Le propos du livre est le suivant : Chimamanda reçoit un courrier de sa cousine qui lui annonce attendre un enfant, elle va donner vie à une petite fille, elle sollicite Chimamanda pour obtenir quelques conseils éducatifs.

Chimamanda n’a pas d’enfants mais elle a beaucoup réfléchi à la question de la place des femmes dans la société et naturellement elle s’est interrogée sur la façon dont l’éducation façonne les rôles de chacun. Elle est donc très bien placée pour éclairer sa jeune cousine dans sa future parentalité.

Ainsi l’autrice décline 15 propositions éducatives ; 15 propositions qui sont plus pertinentes les unes que les autres…

J’en ai retenu une à vous présenter aujourd’hui, car à mes yeux, c’est une pépite : se déconditionner du devoir « altruiste ».

Le devoir altruiste est issu d’une construction culturelle et sociale, ce n’est pas inné, c’est un apprentissage : on éduque la petite fille, puis la jeune femme à s’occuper des autres ; ma petite hypothèse c’est que ça commence avec le cadeau le plus banal offert aux petites filles dès 5 ans : le poupon… on colle un poupon dans les bras d’une petite fille et on lui explique qu’elle doit désormais s’en occuper ! Tant qu’elle est mobilisée à donner les bons soins à son poupon, elle ne s’attache pas à se découvrir elle-même ailleurs que dans ce rôle là. Tant qu’elle pousse le landau pour promener son poupon, elle ne court pas à perdre haleine et elle ne grimpe pas aux arbres.

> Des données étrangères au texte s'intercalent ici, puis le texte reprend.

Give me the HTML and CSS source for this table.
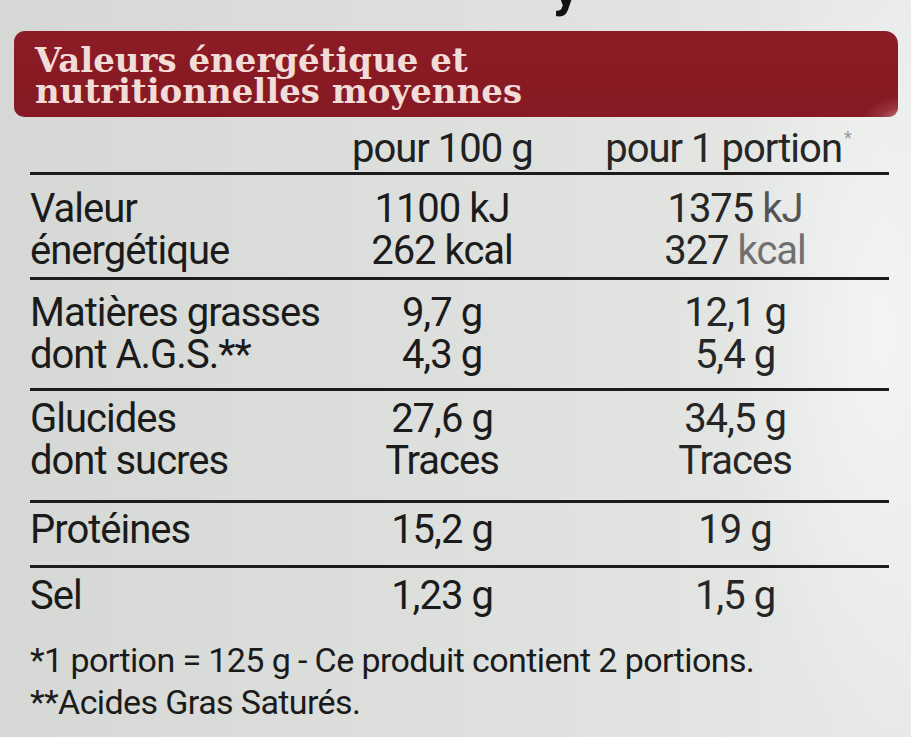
FILE: index.html
```html
<!DOCTYPE html>
<html lang="fr">
<head>
<meta charset="utf-8">
<title>Valeurs nutritionnelles</title>
<link rel="stylesheet" href="styles.css">
</head>
<body>
<div class="label">
  <div class="top-strip"><span class="top-glyph">y</span></div>
  <div class="band">
    <h1 class="band-title">Valeurs énergétique et<br>nutritionnelles moyennes</h1>
  </div>
  <div class="table">
    <div class="row head">
      <div class="cell lab"></div>
      <div class="cell v1">pour 100 g</div>
      <div class="cell v2">pour 1 portion<span class="ast">*</span></div>
    </div>
    <div class="row sec r1">
      <div class="cell lab">Valeur<br>énergétique</div>
      <div class="cell v1">1100 kJ<br>262 kcal</div>
      <div class="cell v2">1375 <span class="fade">kJ</span><br>327 <span class="fade2">kcal</span></div>
    </div>
    <div class="row sec r2">
      <div class="cell lab">Matières grasses<br>dont A.G.S.**</div>
      <div class="cell v1">9,7 g<br>4,3 g</div>
      <div class="cell v2">12,1 g<br>5,4 g</div>
    </div>
    <div class="row sec r3">
      <div class="cell lab">Glucides<br>dont sucres</div>
      <div class="cell v1">27,6 g<br>Traces</div>
      <div class="cell v2">34,5 g<br>Traces</div>
    </div>
    <div class="row sec r4">
      <div class="cell lab">Protéines</div>
      <div class="cell v1">15,2 g</div>
      <div class="cell v2">19 g</div>
    </div>
    <div class="row sec r5">
      <div class="cell lab">Sel</div>
      <div class="cell v1">1,23 g</div>
      <div class="cell v2">1,5 g</div>
    </div>
  </div>
  <div class="notes">
    <p class="note">*1 portion = 125 g - Ce produit contient 2 portions.</p>
    <p class="note">**Acides Gras Saturés.</p>
  </div>
</div>
</body>
</html>
```
FILE: styles.css
```css
html, body {
  margin: 0;
  padding: 0;
}
body {
  width: 911px;
  height: 737px;
  overflow: hidden;
  background:
    radial-gradient(ellipse 150px 420px at 880px 330px, rgba(248,250,249,0.7), rgba(248,250,249,0) 100%),
    linear-gradient(90deg, #d5d8d4 0%, #dcdfdb 45%, #e1e4e1 75%, #e8eae9 100%);
  font-family: Roboto, "Liberation Sans", sans-serif;
  color: #1b1b1b;
}
.label {
  display: flex;
  flex-direction: column;
}
.top-strip {
  height: 31px;
  overflow: hidden;
  padding-left: 553px;
}
.top-glyph {
  display: block;
  font: 700 52px/1 Roboto, sans-serif;
  color: #111;
  margin-top: -38px;
}
.band {
  margin-left: 14px;
  width: 884px;
  height: 86px;
  box-sizing: border-box;
  border-radius: 11px 13px 9px 10px;
  background:
    radial-gradient(ellipse 45px 28px at 892px 92px, rgba(232,190,190,0.85), rgba(190,110,115,0.3) 60%, rgba(137,27,36,0) 100%),
    linear-gradient(180deg, #8c1c26 0%, #861923 100%);
  padding: 14px 0 0 21px;
}
.band-title {
  margin: 0;
  font-family: "DejaVu Serif", serif;
  font-weight: 700;
  font-size: 34px;
  line-height: 31px;
  color: #f1dcd8;
  white-space: nowrap;
}
.table {
  margin-left: 30px;
  width: 859px;
  margin-top: 11px;
}
.row {
  display: grid;
  grid-template-columns: 322px 180px 73px 260px;
  font-size: 40px;
  line-height: 42px;
  letter-spacing: -1px;
  white-space: nowrap;
}
.cell.v1 {
  grid-column: 2;
  text-align: center;
}
.cell.v2 {
  grid-column: 4;
  text-align: center;
  color: #262626;
}
.head {
  padding-bottom: 2px;
  color: #202020;
}
.head .v2 {
  padding-right: 14px;
}
.ast {
  font-size: 18px;
  vertical-align: top;
  line-height: 20px;
  color: #9a9a9a;
  margin-left: 2px;
}
.sec {
  border-top: 3px solid #1c1c1c;
}
.r1 { padding: 13px 0 5px; }
.r2 { padding: 12px 0 12px; }
.r3 { padding: 7px 0 18px; }
.r4 { padding: 6px 0 14px; }
.r5 { padding: 7px 0 0; }
.fade { color: #555; }
.fade2 { color: #707070; }
.notes {
  margin-left: 30px;
  margin-top: 22px;
}
.note {
  margin: 0;
  font-size: 34px;
  line-height: 42px;
  letter-spacing: -0.6px;
  white-space: nowrap;
}
```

Se déconditionner de ce devoir altruiste c’est un enjeu majeur pour apprendre à se recentrer sur soi, à penser à ses propres besoins avant que de se pencher exclusivement sur ceux des autres… C’est une source de grande souffrance psychique chez les femmes qui finissent par ne plus savoir qui elles sont en tant que Sujet, ni quel sens a leur vie en dehors de ce devoir altruiste.

Or vous aurez remarqué que dans un avion, les consignes de sécurité vous demandent de prendre le temps, en priorité, de mettre votre masque à oxygène en cas de dépressurisation, et ensuite seulement, de vous occuper de la personne à vos côtés, même si c’est un enfant ! Et bien ce devrait être pareil dans la vie courante : d’abord se centrer sur soi, pas pour être égoïste mais pour être en bonne santé, bien nourrie, bien construite, et ensuite s’occuper des autres, à partir de cette belle consistance, de cette richesse propre. Il en va de la bonne santé de la personne elle-même, mais aussi de la relation : si chacun est bien ancré en lui-même, alors il sera plus solide et plus riche pour participer à une belle relation. Bien sûr l’enfant est dépendant de l’adulte qui s’occupe de lui et il est normal que la mère lui consacre du temps et parfois en priorité sur ses besoins à elle. Mais cela n’a pas à se généraliser ni dans le temps car l’enfant grandit et gagne en autonomie, ni à toutes les relations.

Voilà une des suggestions que fait Chimamanda à sa cousine qui comme tout parent souhaite donner le meilleur à sa fille. Je vous laisse découvrir les 14 autres conseils présents dans ce livre.